Just fucking create a killer product and work on refining that product to the best of your abilities. If you get bored, start a new company. You don't have to grow every company into the next Apple.




> The endless pursuit of growth is usually a byproduct of ego or at the behest of some intangible idea of "creating shareholder value."

Previous discussions here have repeatedly told me that it's a condition for or result of getting vc funding.


There is more to life, and indeed more to the economy, than "getting vc funding".

There is also such a thing as "HN bias".


I don’t think we need to jump to “these dummies can’t conceive of a world outside of VC”…

Uber already took a huge amount of VC funding, so mid-size strategies won’t work. Investors would rather risk the whole company on a 1% chance of becoming Google or Home Depot than take a 50% chance of becoming Applebees. Even though Applebees is presumably a nice, profitable business, those kind of numbers are not useful for the portfolio position they have Uber in.

That’s just the reality for the folks running Uber today. If they try to turn it into a mid-sized business, the board will fire them.

If I read the discussion charitably, someone up-thread wanted to shift the conversation to “what should’ve Uber done in 2012?” while their responders think they’re talking about “What can Uber do at this point?”

I don’t think you need to act like we’re incapable of thinking about building businesses smaller than Google.


You're absolutely correct. The fact you're being downvoted rather than rebutted speaks volumes.


You're talking about a tech company here, not a business that makes sense.


Yeah, file that under "creating shareholder value."


"Just fucking create a killer product and work on refining that product to the best of your abilities".

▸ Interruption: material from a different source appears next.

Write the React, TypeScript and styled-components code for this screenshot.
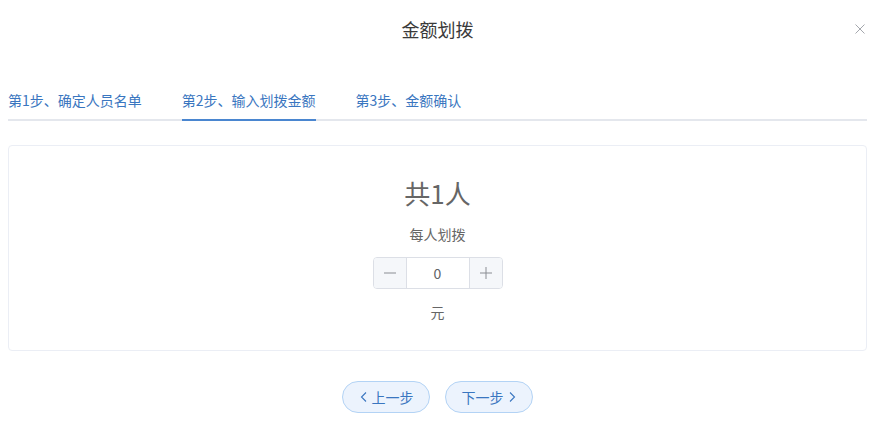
import React, { FC, useState } from 'react';
import styled, { createGlobalStyle } from 'styled-components';

const GlobalStyle = createGlobalStyle`
  html, body {
    margin: 0;
    padding: 0;
    background: #fff;
    font-family: "Noto Sans CJK SC", "Noto Sans", sans-serif;
  }
`;

const steps = ['第1步、确定人员名单', '第2步、输入划拨金额', '第3步、金额确认'];

const ChevronLeft: FC = () => (
  <svg width="10" height="12" viewBox="0 0 10 12" fill="none">
    <path d="M7 1.5L2.5 6L7 10.5" stroke="currentColor" strokeWidth="1.1" />
  </svg>
);

const ChevronRight: FC = () => (
  <svg width="10" height="12" viewBox="0 0 10 12" fill="none">
    <path d="M3 1.5L7.5 6L3 10.5" stroke="currentColor" strokeWidth="1.1" />
  </svg>
);

export default function App() {
  const [active] = useState(1);
  const [amount, setAmount] = useState(0);

  return (
    <>
      <GlobalStyle />
      <Dialog>
        <Header>
          <span />
          <Title>金额划拨</Title>
          <Close aria-label="关闭">
            <svg width="10" height="10" viewBox="0 0 10 10">
              <path d="M0.5 0.5L9.5 9.5M9.5 0.5L0.5 9.5" stroke="currentColor" strokeWidth="1" />
            </svg>
          </Close>
        </Header>
        <Tabs>
          {steps.map((s, i) => (
            <Tab key={s} active={i === active}>
              {s}
            </Tab>
          ))}
        </Tabs>
        <Card>
          <Total>共1人</Total>
          <Label>每人划拨</Label>
          <NumberInput>
            <Step onClick={() => setAmount(Math.max(0, amount - 1))}>
              <svg width="12" height="12" viewBox="0 0 12 12">
                <path d="M0 6H12" stroke="currentColor" strokeWidth="1" />
              </svg>
            </Step>
            <Value>{amount}</Value>
            <Step side="right" onClick={() => setAmount(amount + 1)}>
              <svg width="12" height="12" viewBox="0 0 12 12">
                <path d="M0 6H12M6 0V12" stroke="currentColor" strokeWidth="1" />
              </svg>
            </Step>
          </NumberInput>
          <Label>元</Label>
        </Card>
        <Actions>
          <RoundButton>
            <ChevronLeft />
            上一步
          </RoundButton>
          <RoundButton>
            下一步
            <ChevronRight />
          </RoundButton>
        </Actions>
      </Dialog>
    </>
  );
}

const Dialog = styled.div`
  padding: 0 12px 20px 8px;
`;

const Header = styled.div`
  display: grid;
  grid-template-columns: 1fr auto 1fr;
  align-items: center;
  height: 58px;
`;

const Title = styled.div`
  font-size: 18px;
  color: #3a3a3a;
  line-height: 24px;
`;

const Close = styled.div`
  justify-self: end;
  display: flex;
  color: #a4a7ad;
  padding-right: 2px;
  margin-top: -1px;
  cursor: pointer;
`;

const Tabs = styled.div`
  display: flex;
  margin-top: 21px;
  height: 40px;
  border-bottom: 2px solid #e4e7ed;
`;

const Tab = styled.div<{ active?: boolean }>`
  height: 40px;
  line-height: 42px;
  margin: 0 20px -2px;
  font-size: 14px;
  color: #3a76c0;
  border-bottom: 2px solid ${({ active }) => (active ? '#4a86d0' : 'transparent')};
  cursor: pointer;

  &:first-child {
    margin-left: 0;
  }
`;

const Card = styled.div`
  margin-top: 24px;
  border: 1px solid #ebeef5;
  border-radius: 4px;
  padding: 29px 0 28px;
  display: flex;
  flex-direction: column;
  align-items: center;
  gap: 13px;
`;

const Total = styled.div`
  font-size: 26px;
  line-height: 36px;
  color: #666;
`;

const Label = styled.div`
  font-size: 14px;
  line-height: 20px;
  color: #666;
`;

const NumberInput = styled.div`
  display: flex;
  width: 130px;
  height: 32px;
  box-sizing: border-box;
  border: 1px solid #dcdfe6;
  border-radius: 4px;
  overflow: hidden;
`;

const Step = styled.div<{ side?: 'right' }>`
  width: 32px;
  display: flex;
  align-items: center;
  justify-content: center;
  background: #f5f7fa;
  color: #8a8d93;
  cursor: pointer;
  ${({ side }) => (side === 'right' ? 'border-left: 1px solid #dcdfe6;' : 'border-right: 1px solid #dcdfe6;')}
`;

const Value = styled.div`
  flex: 1;
  display: flex;
  align-items: center;
  justify-content: center;
  font-size: 14px;
  color: #606266;
`;

const Actions = styled.div`
  display: flex;
  justify-content: center;
  gap: 15px;
  margin-top: 30px;
`;

const RoundButton = styled.button`
  width: 88px;
  height: 32px;
  box-sizing: border-box;
  border-radius: 16px;
  border: 1px solid #b3d3f5;
  background: #ecf3fd;
  color: #3a76c0;
  font-family: inherit;
  font-size: 14px;
  display: flex;
  align-items: center;
  justify-content: center;
  gap: 3px;
  padding: 0;
  cursor: pointer;
`;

I'd argue that that is the exact reason why Apple is where it's at today.


Yes but then the ceo can't walk off with a gazillion dollars


And more importantly, they lose the ability to liken themselves to Steve Jobs. This is often cited as the final stage of social suicide for many founders.


> The endless pursuit of growth is usually a byproduct of ego or at the behest of some intangible idea of "creating shareholder value."

If you don't want to grow that's fine, but then don't go public and don't seek VC funding. Investors make money when you grow; they generally don't make much when you don't. Ergo, they will always be pushing you to grow.